Mas não é o que acontece. Em The Echoes, o fantasma é só o de um cara normal. E por normal eu quero dizer que carrega toda a complexidade de um ser humano, sendo capaz ao mesmo tempo de muito carinho e cuidado, mas também de não ter o tato necessário para ajudar a pessoa que claramente está patinando em uma área da vida (além de ser um tremendo chato, mas vá lá, é um chato engraçado – pelo menos para nós que não convivemos com ele). Tem uma passagem em específico que eu achei a cara dele: observando Hannah imitá-lo ao preparar uma refeição, nós temos em um ponto uma mulher enlutada, lembrando de um passado recente que não teremos mais. E Max sabe disso, entende e se comove, mas ao mesmo tempo fica exasperado com a falta de jeito da mulher para cozinhar.
Mas como disse, ele é o mestre de cerimônias e o foco principal é Hannah. Nós sabemos que há um evento traumatizante no passado dela, e obviamente entendemos muito do que acontece conosco nos primeiros anos se refletirá na nossa vida adulta. Eu imagino que a revelação desse evento não virá como muita surpresa para nenhum leitor, porque cada capítulo do passado distante deixa pistas do que acontecerá: o medo de Hannah de ser abandonada, a relação próxima que tem com a irmã, a admiração que nutre pelo tio diretamente proporcional ao desprezo que sente pelos pais. Nós veremos como todas aquelas personagens chegaram naquele ponto crucial e entenderemos o que levou ao ocorrido – não é algo pensado como um “plot twist” é, no fim das contas, uma observação. Como se o leitor fosse um fantasma apenas observando o desenrolar daquelas vidas naquele lugar em específico – o leitor não pode agir sobre o que ocorre ali, não pode alterar os eventos. Pode apenas testemunhar.
O que eu ainda não consigo entender é a escolha por situar o passado distante de Hannah no local que eles chamam de The Echoes (que dá nome ao livro), e tem relação com as Gerações Roubadas da História australiana. É um momento do passado daquele país que eu não conhecia, e nesse sentido eu acho que seja um elemento positivo da obra trazer esse recorte (porque é tão fácil esquecer e desconhecer quando tudo vira um passado incorpóreo e invisível, tal como um fantasma, não?).
A casa onde Hannah viveu infância e adolescência ficava no terreno de uma escola usada para educar crianças indígenas que foram roubadas de suas famílias para serem educadas para trabalharem para os brancos (e, a longo prazo, casarem com brancos e passarem a fazer parte da sociedade). É uma história de violência e apagamento de um povo que me fez pensar muito nas missões em territórios indígenas aqui no Brasil – mas, ao contrário do que ocorre aqui, lá houve qualquer exercício de tentativa de reparação.

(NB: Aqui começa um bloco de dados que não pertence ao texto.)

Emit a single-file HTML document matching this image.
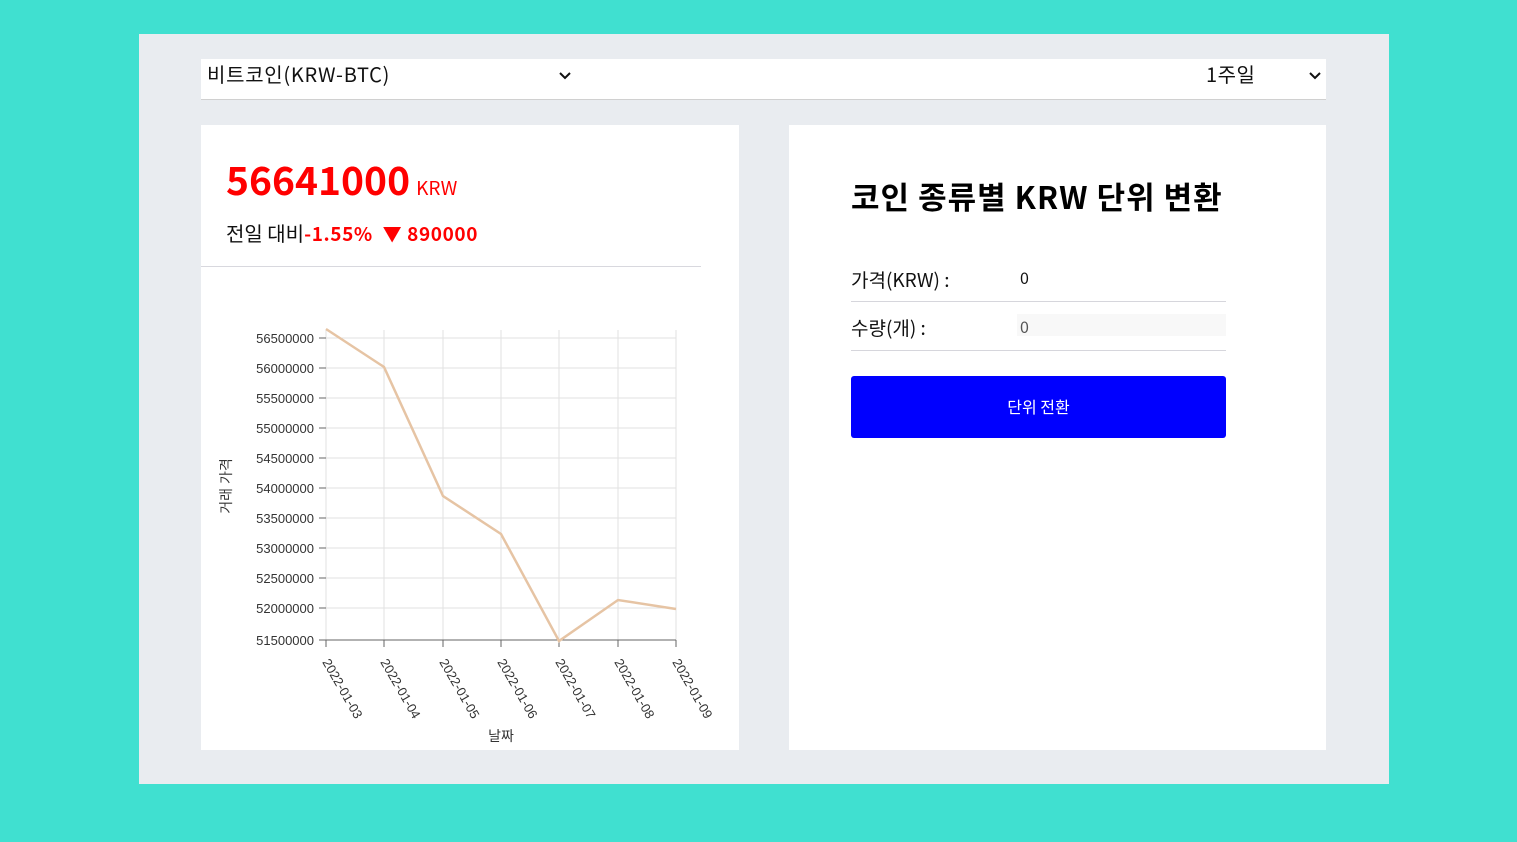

Chama a atenção que apesar de ser um romance de fantasmas, o único momento em que o tom passa perto do terror – pelo menos no sentido clássico do termo – é quando falam das crianças que foram enterradas naquele terreno, e de como seus fantasmas parecem ainda vagar por ali. Mas, como disse, achei a escolha estranha porque de modo algum o passado da Geração Roubada se esquipara ao que acompanhamos das personagens da vida de Hannah, e mesmo a protagonista parece sempre completamente desconectada do que ocorreu em seu país. A aproximação com crianças indígenas através dos bolos da mãe, os discursos do tio sobre a necessidade de reparação, a curiosidade da filha da amiga que ela não tem como sanar: parece sempre uma relação na periferia da vida da personagem.
De qualquer forma, as linhas temporais aos poucos vão tornando tudo mais claro, e conforme as respostas começam a chegar, fica a sensação de que em algum momento teremos alguma resolução para o fantasma de Max. E eu confesso que embora possa soar um tanto piegas (Hannah voltando para casa quando já é avó, contando para a neta sobre o quase-avô), na hora que Max fala “Sanduíche.”, fazendo referência a uma piada interna deles, o desfecho acabou me conquistando. Porque no fim das contas serve como representação do que foi discutido ao longo de toda a história: mesmo tendo compartilhado apenas cinco anos da longa vida de Hannah, os ecos das ações de Max continuaram a reverberar.
***
Eu terminei o livro e por coincidência um dia depois assisti Presence do Steven Soderbergh. Eu estava louca para ver desde que fiquei sabendo a premissa, de que seria uma história de família chegando em casa assombrada (dessas a gente já viu várias, certo?), mas o ponto de vista da história é sempre o do fantasma. É bem executado, mas é fácil esquecer que é o fantasma o tempo todo ali, talvez por isso algumas pessoas estejam se queixando que não acharam tão assustador.
Mas numa relação com The Echoes, percebi que as duas narrativas usam a questão do ponto de vista do fantasma para soltar informações aos poucos. Mas no caso de Presence algumas perguntas não serão respondidas – pode soar meio frustrante, mas é parte da experiência não saber de tudo o tempo todo.
Presence chega aos cinemas do Brasil no dia 27 de março.